Journalists covering a past event

Journalists covering a past event. 

Photo credit: File | Nation Media Group

The issue of mental well-being of journalists is one that needs to be put on the table for urgent discussion as well as seeking viable avenues to achieve it.

This topic provided for a rich debate at the Kenya Editors Guild Convention which was held in Kisumu recently. Veteran journalist Tom Osanjo made a moving presentation drawing from his own personal journey with depression which spiraled into addiction.

The presentation gave way to an honest debate among editors on the need to make mental health a priority for media practitoners. It was a good idea that this topic made its way to the programme because as it turns out, nearly everyone present had a story of either them, their relatives or a journalist working under them having a brush with mental health problems.

By the nature of their work, journalists are often in the frontline of dangerous situations in their quest to bring the news to audiences. Grisly accidents of all sorts. Macabre deaths. Devastating natural and man-made disasters. Visiting morgues to ascertain the number of those killed or at times attending a post-mortem. Our brave men and women of the Fourth Estate stoically bear all these.

Despite these conditions, it is alarming that not many newsrooms have in place strong measures to check the mental health of their journalists. The result is that some under distress resort to self medication which in many cases entails substance abuse, to the detriment of both the staffer and his/her employer.

The editors cited cases where reporters could not file a story after witnessing harrowing incidents. There was the story of a photojournalist who broke down and cried after witnessing an accident, and another one who escaped death in Mathare slums, an incident that later affected him mentally.

With the current coronavirus pandemic, the need for quality mental health for journalists takes a more urgent turn. 

In its December 2, 2020 publication, the International Centre for Journalists says that 500 journalists across the globe had lost their lives to the virus while hundreds others are infected.

“Back in May, when the Covid-19 pandemic was gaining strength and spreading worldwide, we took a look at the high toll on journalists in the crisis. Like health professionals, caregivers, and other essential workers, journalists face heightened risks as they pursue stories on the pandemic. 

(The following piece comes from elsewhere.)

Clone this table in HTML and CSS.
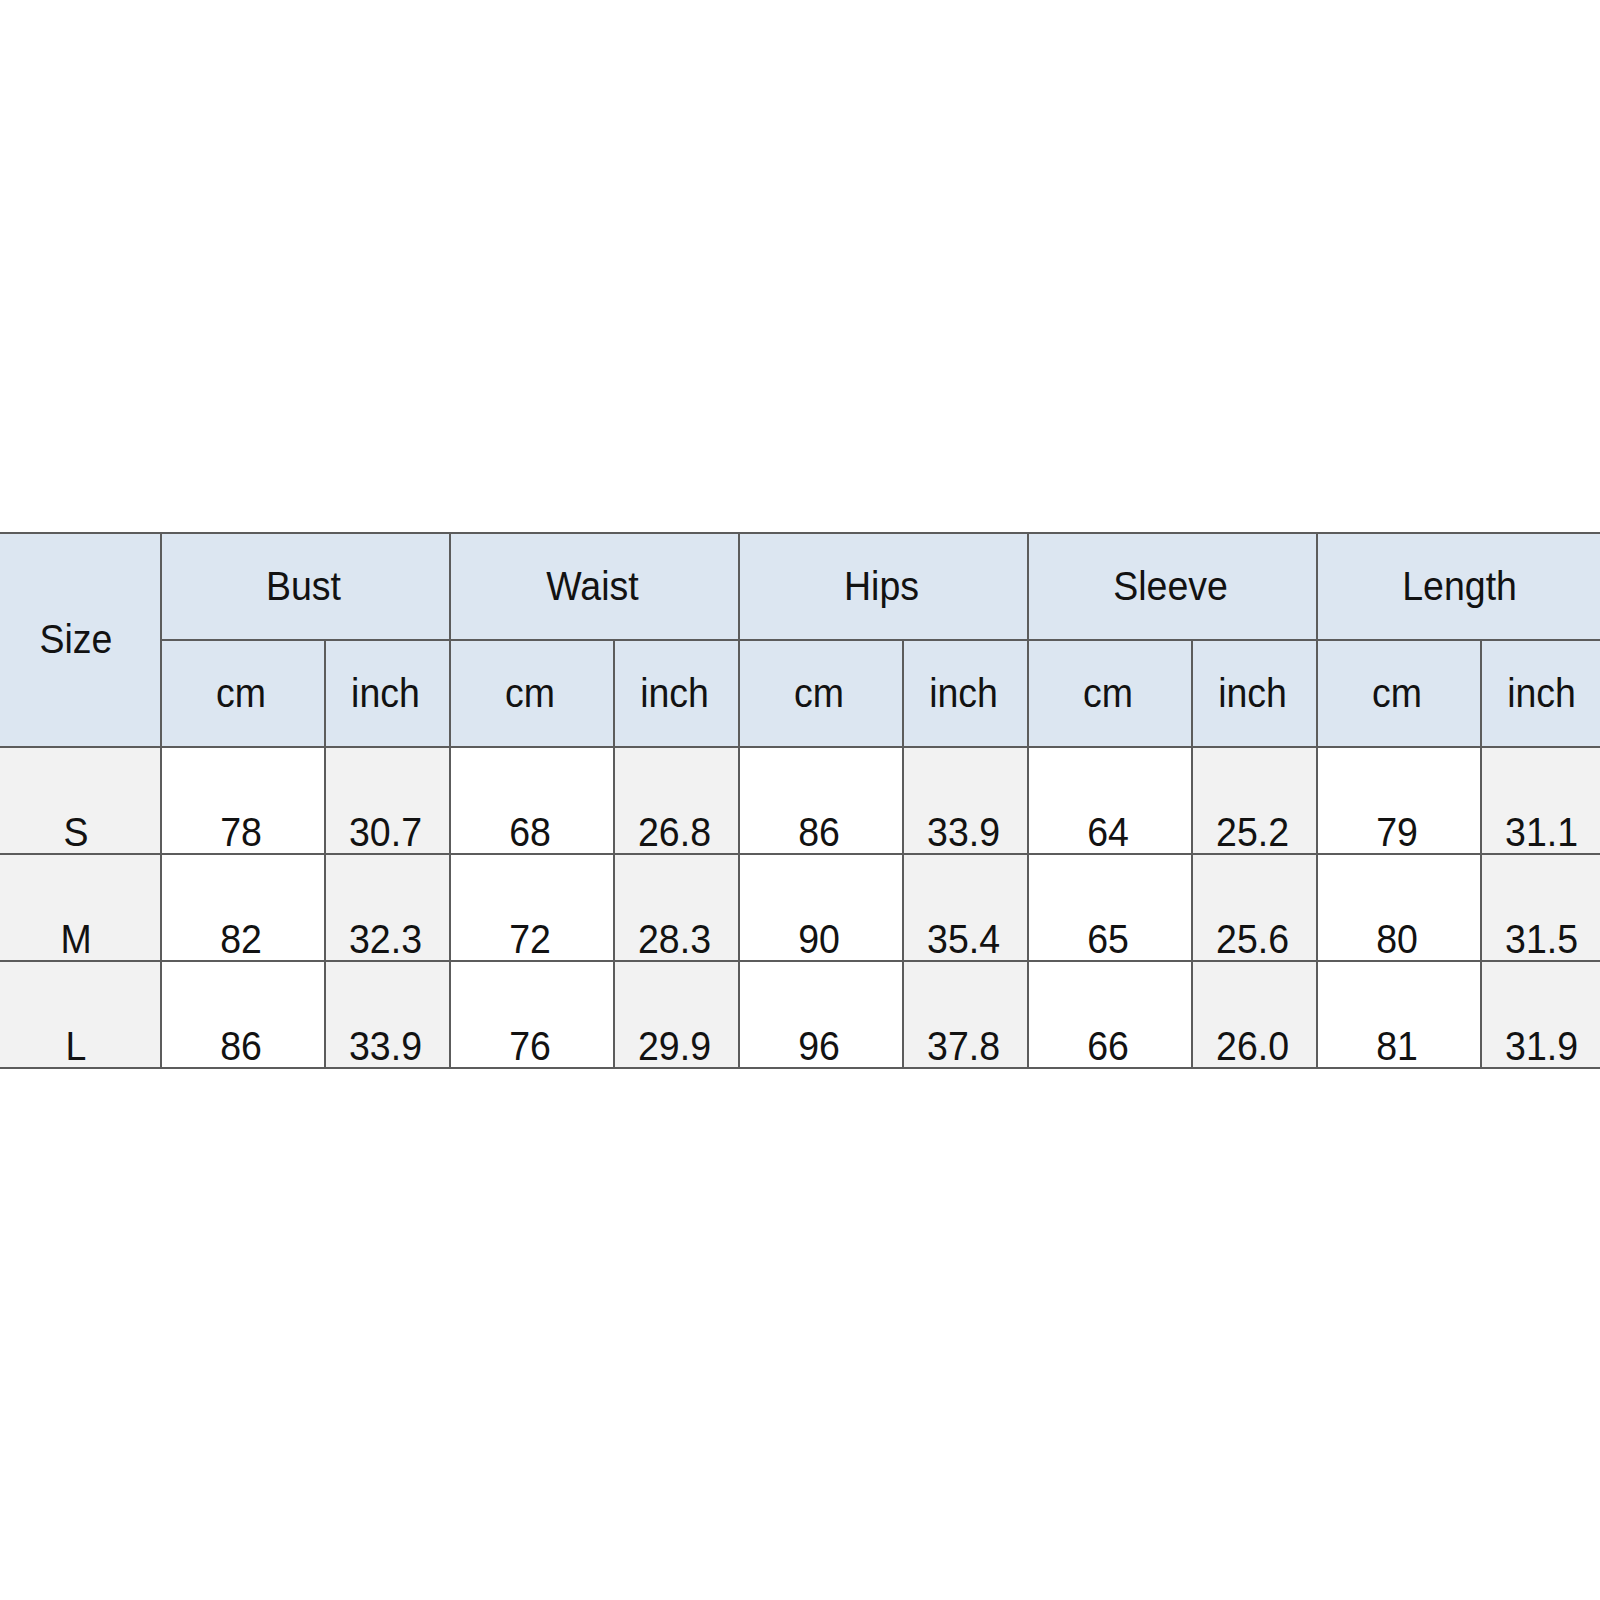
FILE: index.html
```html
<!DOCTYPE html>
<html>
<head>
<meta charset="utf-8">
<link rel="stylesheet" href="styles.css">
</head>
<body>
<table class="size-chart">
  <colgroup>
    <col class="c-size">
    <col class="c-cm"><col class="c-in">
    <col class="c-cm"><col class="c-in">
    <col class="c-cm"><col class="c-in">
    <col class="c-cm"><col class="c-in">
    <col class="c-cm"><col class="c-in">
  </colgroup>
  <thead>
    <tr class="hrow">
      <th rowspan="2" class="hd"><span class="t">Size</span></th>
      <th colspan="2" class="hd"><span class="t">Bust</span></th>
      <th colspan="2" class="hd"><span class="t">Waist</span></th>
      <th colspan="2" class="hd"><span class="t">Hips</span></th>
      <th colspan="2" class="hd"><span class="t">Sleeve</span></th>
      <th colspan="2" class="hd"><span class="t">Length</span></th>
    </tr>
    <tr class="hrow">
      <th class="hd"><span class="t">cm</span></th><th class="hd"><span class="t">inch</span></th>
      <th class="hd"><span class="t">cm</span></th><th class="hd"><span class="t">inch</span></th>
      <th class="hd"><span class="t">cm</span></th><th class="hd"><span class="t">inch</span></th>
      <th class="hd"><span class="t">cm</span></th><th class="hd"><span class="t">inch</span></th>
      <th class="hd"><span class="t">cm</span></th><th class="hd"><span class="t">inch</span></th>
    </tr>
  </thead>
  <tbody>
    <tr class="drow">
      <td class="g"><span class="t">S</span></td>
      <td class="w"><span class="t">78</span></td><td class="g"><span class="t">30.7</span></td>
      <td class="w"><span class="t">68</span></td><td class="g"><span class="t">26.8</span></td>
      <td class="w"><span class="t">86</span></td><td class="g"><span class="t">33.9</span></td>
      <td class="w"><span class="t">64</span></td><td class="g"><span class="t">25.2</span></td>
      <td class="w"><span class="t">79</span></td><td class="g"><span class="t">31.1</span></td>
    </tr>
    <tr class="drow">
      <td class="g"><span class="t">M</span></td>
      <td class="w"><span class="t">82</span></td><td class="g"><span class="t">32.3</span></td>
      <td class="w"><span class="t">72</span></td><td class="g"><span class="t">28.3</span></td>
      <td class="w"><span class="t">90</span></td><td class="g"><span class="t">35.4</span></td>
      <td class="w"><span class="t">65</span></td><td class="g"><span class="t">25.6</span></td>
      <td class="w"><span class="t">80</span></td><td class="g"><span class="t">31.5</span></td>
    </tr>
    <tr class="drow">
      <td class="g"><span class="t">L</span></td>
      <td class="w"><span class="t">86</span></td><td class="g"><span class="t">33.9</span></td>
      <td class="w"><span class="t">76</span></td><td class="g"><span class="t">29.9</span></td>
      <td class="w"><span class="t">96</span></td><td class="g"><span class="t">37.8</span></td>
      <td class="w"><span class="t">66</span></td><td class="g"><span class="t">26.0</span></td>
      <td class="w"><span class="t">81</span></td><td class="g"><span class="t">31.9</span></td>
    </tr>
  </tbody>
</table>
</body>
</html>
```

FILE: styles.css
```css
html, body {
  margin: 0;
  padding: 0;
  background: #ffffff;
  overflow: hidden;
}

body {
  width: 1600px;
  height: 1600px;
}

.size-chart {
  border-collapse: collapse;
  table-layout: fixed;
  width: 1611px;
  margin-top: 532px;
  margin-left: -6px;
  font-family: "Liberation Sans", Arial, sans-serif;
  font-size: 37.5px;
  color: #121212;
}

.c-size { width: 166px; }
.c-cm { width: 164px; }
.c-in { width: 125px; }

.size-chart th,
.size-chart td {
  border: 2px solid #5c5c5c;
  padding: 0 4px 0 0;
  text-align: center;
  font-weight: normal;
  line-height: 36px;
}

.hrow { height: 107px; }
.drow { height: 107px; }

.hd {
  background: #dce6f1;
  vertical-align: middle;
}

.size-chart td {
  vertical-align: bottom;
  padding-bottom: 2px;
}

.g { background: #f2f2f2; }
.w { background: #ffffff; }

.t {
  display: inline-block;
  transform: scaleY(1.06);
  transform-origin: 50% 80%;
}
```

The numbers are rather grim: As of November 15, the toll had risen to at least 462 journalists lost to Covid-19 from 56 countries — a more than seven-fold increase,” the report says.

Although we do not have figures for local journalists, it is true that journalists are in the frontline covering Covid-19 stories. Even if they are not infected, the mental toll on them as they talk to the infected, relatives of the dead and other surrounding stories will definitely impact them.

It is for this reason that we need urgent measures to help the media practitioners. Although hard pressed financially, I believe our media houses can spare some money towards the mental wellbeing of their employees.

Alternatively, time is ripe for the many NGOs operating in the country to come up with tailor-made solutions for scribes, especially those covering riskier stories.

It was edifying that participants at the Kisumu event agreed that our local journalism training institutions introduce an aspect of mental health training in their curricula. My humble appeal is for those in charge of such trainings to move with haste and start such a programme.